The latest Paramount series written and created by Taylor Sheridan arrives this weekend with Saturday’s debut of “The Madison,” another show set in Montana — but it’s not a “Yellowstone” spinoff.

“The Madison” moves at the snail’s pace of Sheridan’s “1923” — and the music score sometimes sounds nearly identical — but “The Madison” also borrows some of the humor that’s made Sheridan’s “Landman” a hit.

Michelle Pfeiffer’s Stacy Clyburn isn’t as sarcastic and profane as Billy Bob Thornton’s Tommy Norris, but Stacy displays more backbone and bite than viewers might expect from a wealthy Manhattan socialite who believes in giving to charity and good manners. (Stacy scolds her adult children when they consider talking on their cellphones in a restaurant, something she considers rude to fellow diners and the restaurant’s staff.)

Stacy has a long, loving marriage to Preston (Kurt Russell), with whom she (unbelievably) says she’s never had a fight in 30 years (that’s gonna paint Sheridan into some drama-free corners when it comes to flashbacks). She’s a city mouse, he’s a country mouse who enjoys fly fishing with his brother, Paul (Matthew Fox, “Lost”), during getaways to Montana.

When a tragic event brings Stacy and her family to Montana, she swears off Manhattan for a new life in the sticks.

Selfish daughters Paige (Elle Chapman), whose words and behavior bring to mind Ainsley (Michelle Randolph) from “Landman,” and Abigail (Beau Garrett) and their families are less sure about Stacy’s new interest in a state she only experiences through the 1992 film “A River Runs Through It” before visiting it.

“It’s about fishing,” Stacy says of the film before watching it. “How sad can it be?”

Of course, by the time she’s done watching the movie, Stacy is sobbing. (The first “Madison” episode is dedicated to the memory of “A River Runs Through It” director Robert Redford.)

Following events of the first episode, viewers get to know the Clyburn family through a mix of present-day Montana scenes and flashbacks to their lives in Manhattan.

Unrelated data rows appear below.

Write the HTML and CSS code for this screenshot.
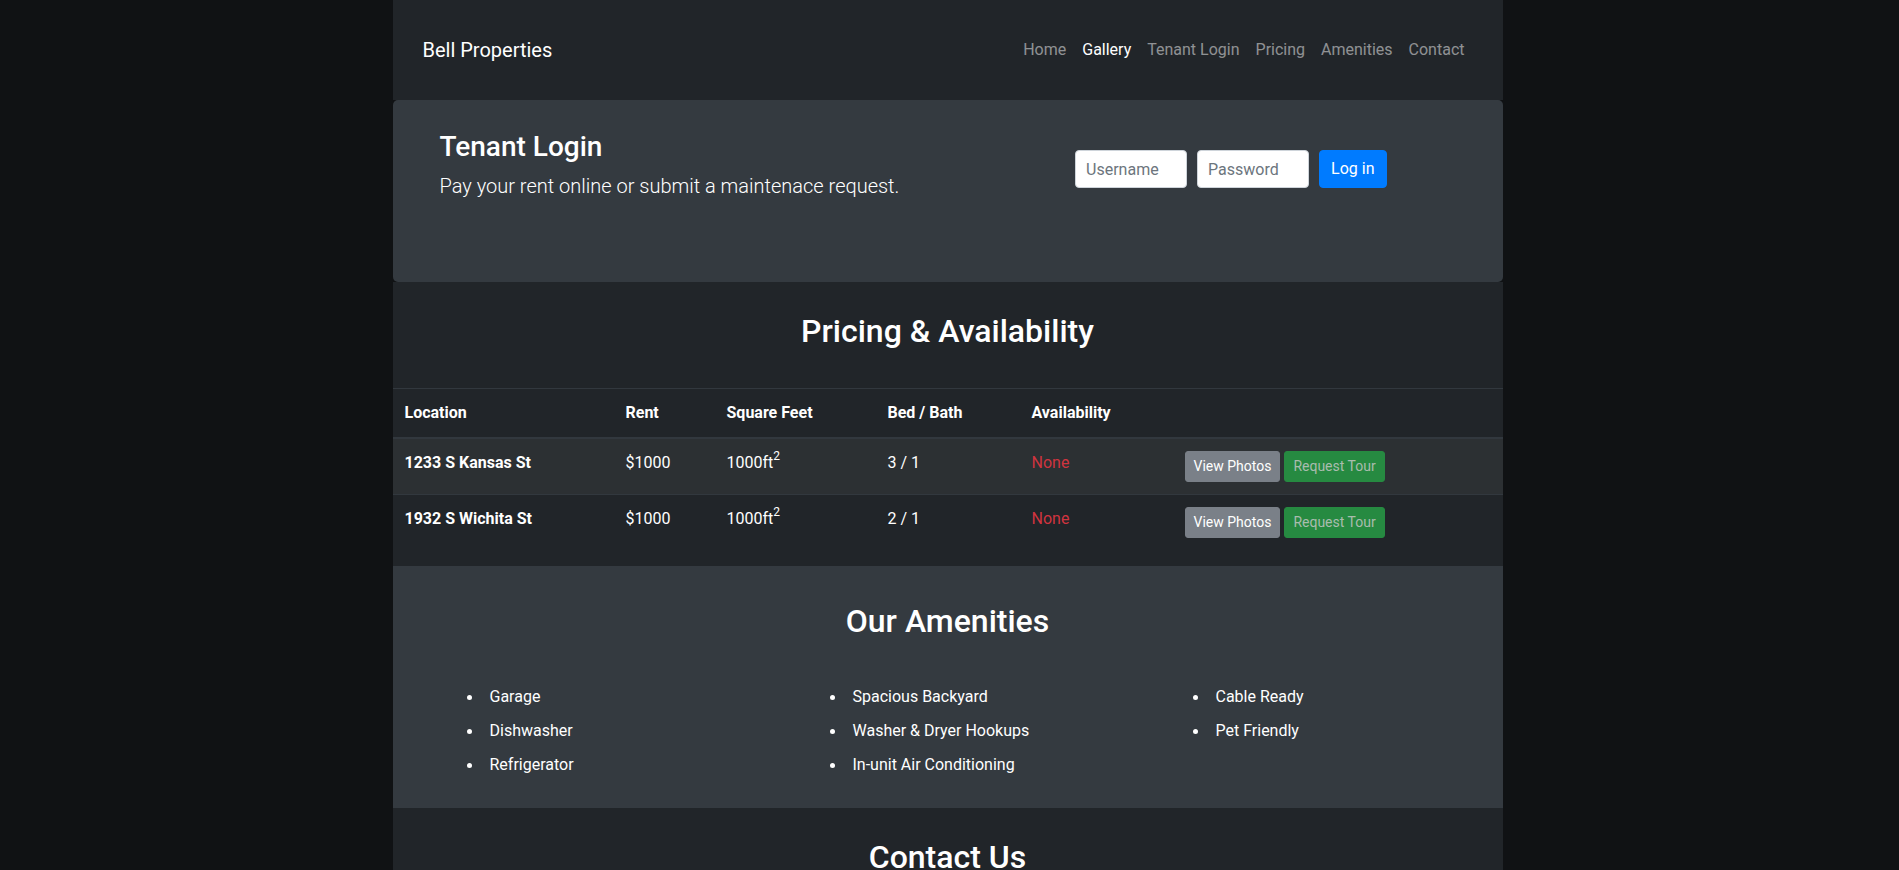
FILE: index.html
```html
<!DOCTYPE html>
<html lang="en">
<head>
<meta charset="utf-8">
<title>Bell Properties</title>
<link rel="stylesheet" href="styles.css">
</head>
<body>
<div class="page">
  <nav class="navbar">
    <a class="brand" href="#">Bell Properties</a>
    <ul class="nav-links">
      <li><a href="#">Home</a></li>
      <li><a class="active" href="#">Gallery</a></li>
      <li><a href="#">Tenant Login</a></li>
      <li><a href="#">Pricing</a></li>
      <li><a href="#">Amenities</a></li>
      <li><a href="#">Contact</a></li>
    </ul>
  </nav>

  <section class="jumbotron">
    <div class="jumbo-text">
      <h3 class="jumbo-title">Tenant Login</h3>
      <p class="lead">Pay your rent online or submit a maintenace request.</p>
    </div>
    <form class="login-form">
      <input class="form-input" type="text" placeholder="Username">
      <input class="form-input" type="password" placeholder="Password">
      <button class="btn btn-primary" type="button">Log in</button>
    </form>
  </section>

  <section class="pricing">
    <h2 class="section-title">Pricing &amp; Availability</h2>
    <table class="table">
      <colgroup>
        <col class="c-loc"><col class="c-rent"><col class="c-sq"><col class="c-bed"><col class="c-av"><col class="c-act">
      </colgroup>
      <thead>
        <tr><th>Location</th><th>Rent</th><th>Square Feet</th><th>Bed / Bath</th><th>Availability</th><th></th></tr>
      </thead>
      <tbody>
        <tr class="striped">
          <th>1233 S Kansas St</th><td>$1000</td><td>1000ft<sup>2</sup></td><td>3 / 1</td><td class="danger">None</td>
          <td><button class="btn btn-sm btn-secondary" type="button">View Photos</button> <button class="btn btn-sm btn-success" type="button">Request Tour</button></td>
        </tr>
        <tr>
          <th>1932 S Wichita St</th><td>$1000</td><td>1000ft<sup>2</sup></td><td>2 / 1</td><td class="danger">None</td>
          <td><button class="btn btn-sm btn-secondary" type="button">View Photos</button> <button class="btn btn-sm btn-success" type="button">Request Tour</button></td>
        </tr>
      </tbody>
    </table>
  </section>

  <section class="amenities">
    <h2 class="section-title amen-title">Our Amenities</h2>
    <div class="amen-grid">
      <ul class="amen-list">
        <li>Garage</li>
        <li>Dishwasher</li>
        <li>Refrigerator</li>
      </ul>
      <ul class="amen-list">
        <li>Spacious Backyard</li>
        <li>Washer &amp; Dryer Hookups</li>
        <li>In-unit Air Conditioning</li>
      </ul>
      <ul class="amen-list">
        <li>Cable Ready</li>
        <li>Pet Friendly</li>
      </ul>
    </div>
  </section>

  <section class="contact">
    <h2 class="section-title">Contact Us</h2>
  </section>
</div>
</body>
</html>
```

FILE: styles.css
```css
* { box-sizing: border-box; }

html, body {
  margin: 0;
  padding: 0;
}

body {
  background: #101214;
  color: #ffffff;
  font-family: Roboto, "Liberation Sans", Arial, sans-serif;
  font-size: 16px;
  line-height: 1.5;
  height: 870px;
  overflow: hidden;
}

.page {
  width: 1110px;
  margin: 0 auto;
  position: relative;
  left: -2px;
}

/* Navbar */
.navbar {
  background: #212529;
  height: 100px;
  display: flex;
  align-items: center;
  justify-content: space-between;
  padding: 0 30px 0 30px;
}

.brand {
  color: #ffffff;
  text-decoration: none;
  font-size: 20px;
  line-height: 30px;
}

.nav-links {
  list-style: none;
  display: flex;
  margin: 0;
  padding: 0;
}

.nav-links a {
  display: block;
  padding: 8px 8px;
  color: rgba(255, 255, 255, 0.5);
  text-decoration: none;
  font-size: 16px;
  line-height: 24px;
}

.nav-links a.active {
  color: #ffffff;
}

/* Jumbotron */
.jumbotron {
  background: #343a40;
  border-radius: 5px;
  padding: 30px 116px 65px 47px;
  display: flex;
  justify-content: space-between;
  align-items: flex-start;
}

.jumbo-title {
  margin: 0 0 7px;
  font-size: 28px;
  font-weight: 500;
  line-height: 1.2;
}

.lead {
  margin: 0 0 16px;
  font-size: 20px;
  font-weight: 300;
  line-height: 1.5;
}

.login-form {
  display: flex;
  gap: 10px;
  margin-top: 20px;
}

.form-input {
  width: 112px;
  height: 38px;
  padding: 6px 10px;
  border: 1px solid #ced4da;
  border-radius: 4px;
  background: #ffffff;
  font-family: inherit;
  font-size: 16px;
  color: #495057;
}

.form-input::placeholder {
  color: #6c757d;
}

.btn {
  font-family: inherit;
  border: 1px solid transparent;
  cursor: pointer;
}

.btn-primary {
  height: 38px;
  padding: 6px 11px;
  font-size: 16px;
  line-height: 24px;
  border-radius: 4px;
  background: #007bff;
  border-color: #007bff;
  color: #ffffff;
}

/* Sections */
.section-title {
  margin: 0;
  text-align: center;
  font-size: 32px;
  font-weight: 500;
  line-height: 1.2;
}

.pricing {
  background: #212529;
  padding: 30.5px 0 16px;
}

.pricing .section-title {
  margin-bottom: 37.3px;
}

.table {
  width: 100%;
  border-collapse: collapse;
  table-layout: fixed;
  margin: 0;
  color: #ffffff;
}

.c-loc { width: 221px; }
.c-rent { width: 101px; }
.c-sq { width: 161px; }
.c-bed { width: 144px; }
.c-av { width: 153px; }

.table th,
.table td {
  padding: 12px;
  text-align: left;
  vertical-align: top;
  border-top: 1px solid #32383e;
  font-size: 16px;
  line-height: 24px;
}

.table th {
  font-weight: 700;
}

.table td {
  font-weight: 400;
}

.table thead th {
  border-bottom: 2px solid #32383e;
}

.table tr.striped {
  background: rgba(255, 255, 255, 0.05);
}

.table sup {
  font-size: 12px;
  line-height: 0;
  position: relative;
  top: -1px;
}

.danger {
  color: #d0343f;
}

.table td:last-child {
  white-space: nowrap;
}

.btn-sm {
  height: 31px;
  padding: 4px 8px;
  font-size: 14px;
  line-height: 21px;
  border-radius: 3px;
}

.btn-secondary {
  background: #7a8088;
  border-color: #7a8088;
  color: #ffffff;
}

.btn-success {
  background: #268a41;
  border-color: #268a41;
  color: #a9bcae;
}

/* Amenities */
.amenities {
  background: #343a40;
  padding: 36px 0 30.5px 74px;
}

.amen-title {
  margin-left: -74px;
  margin-bottom: 45px;
}

.amen-grid {
  display: grid;
  grid-template-columns: 363px 363px 1fr;
}

.amen-list {
  margin: 0;
  padding: 0;
  list-style: none;
}

.amen-list li {
  line-height: 24px;
  margin-bottom: 10px;
}

.amen-list li::before {
  content: "";
  display: inline-block;
  width: 5px;
  height: 5px;
  border-radius: 50%;
  background: #ffffff;
  margin-right: 18px;
  vertical-align: middle;
}

.amen-list li:last-child {
  margin-bottom: 0;
}

/* Contact */
.contact {
  background: #212529;
  padding-top: 30px;
  height: 200px;
}
```
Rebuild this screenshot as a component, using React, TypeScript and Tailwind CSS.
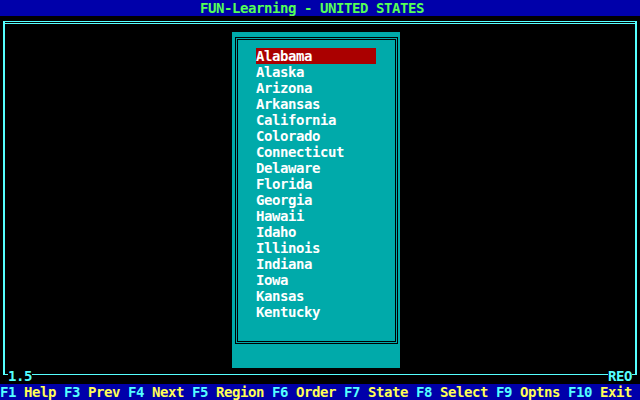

In Montana at the start of episode two, the city slickers encounter hornets in an outhouse and get stung all over their nether regions, scenes played for laughs that sit awkwardly alongside the knowledge of the tragedy that ended episode one.

Episode three features Paige and Abigail in a catfight, leading to another lecture from matriarch Stacy. The first three episodes stream March 14; the final three episodes stream March 21.

Throughout the six-­episode first season, there’s a running theme of city values versus country values with the city values depicted as rude and hectoring compared to principled country folk.

When Montana cowboy neighbor Cade (Kevin Zegers) brings condolence provisions to the Clyburns, one of the Clyburn grandkids objects to him referring to a dish as “Indian tacos.”

“You can’t call it that,” the girl says. “It’s racist.”

“That’s what the Indians call ’em,” a chastened Cade replies, leading to another lecture from Stacy, who has a preternatural understanding of Montana folks’ ways despite never before visiting the state.

New romances get telegraphed a mile away and, like the first season of “1923,” the first season of “The Madison” feels like a prologue to a series that might finally start to take off in its second season, which has already been filmed.

In a virtual interview Monday, “The Madison” director Christina Alexandra Voros, who previously directed episodes of Sheridan’s “Yellowstone,” acknowledged “The Madison” is, in part, a meditation on grief, but that’s not all that it’s about.

“That’s really just the key that unlocks the front door,” she said. “It’s an exploration of identity, an exploration of love. It is a meditation on how the land and the environment changes us.”

Voros related to those themes. She grew up in Boston and lived in New York for 15 years before meeting a cowboy and moving to West Texas.

“I never saw that trajectory for myself. I never saw myself leaving New York,” she said. “(‘The Madison’) is a beautiful meditation on what is possible if we open ourselves up to the impossible. Sometimes it takes something happening that’s beyond our control to force us to grow in a way that is elemental. … It takes a tectonic shift sometimes to shake us into a different reality that we would never take the leap of faith to do on our own.”

Regarding Sheridan’s use of humor amid tragic circumstances, Voros said while tragedy is universal, it is not absolute.

“There is absurdity in tragedy. There is humor in the things we have to do to navigate tragedy,” Voros said. “Humor, in many ways, is the convergence of two opposite ideas, and that happens a lot when bad things happen, and so they co-exist. I think what was tricky to navigate is, we just had this very deeply emotional moment, can we go to this (comedic) place that fast? And the answer is yes. If you commit to it, absolutely, it will work. (This cast’s) commitment to their individual experiences of grief in the story was profound. And part of the reason the humor works is no one’s playing into the joke. They are playing into the absurd thing that ends up being funny to the audience that absolutely is not funny to the person experiencing it.”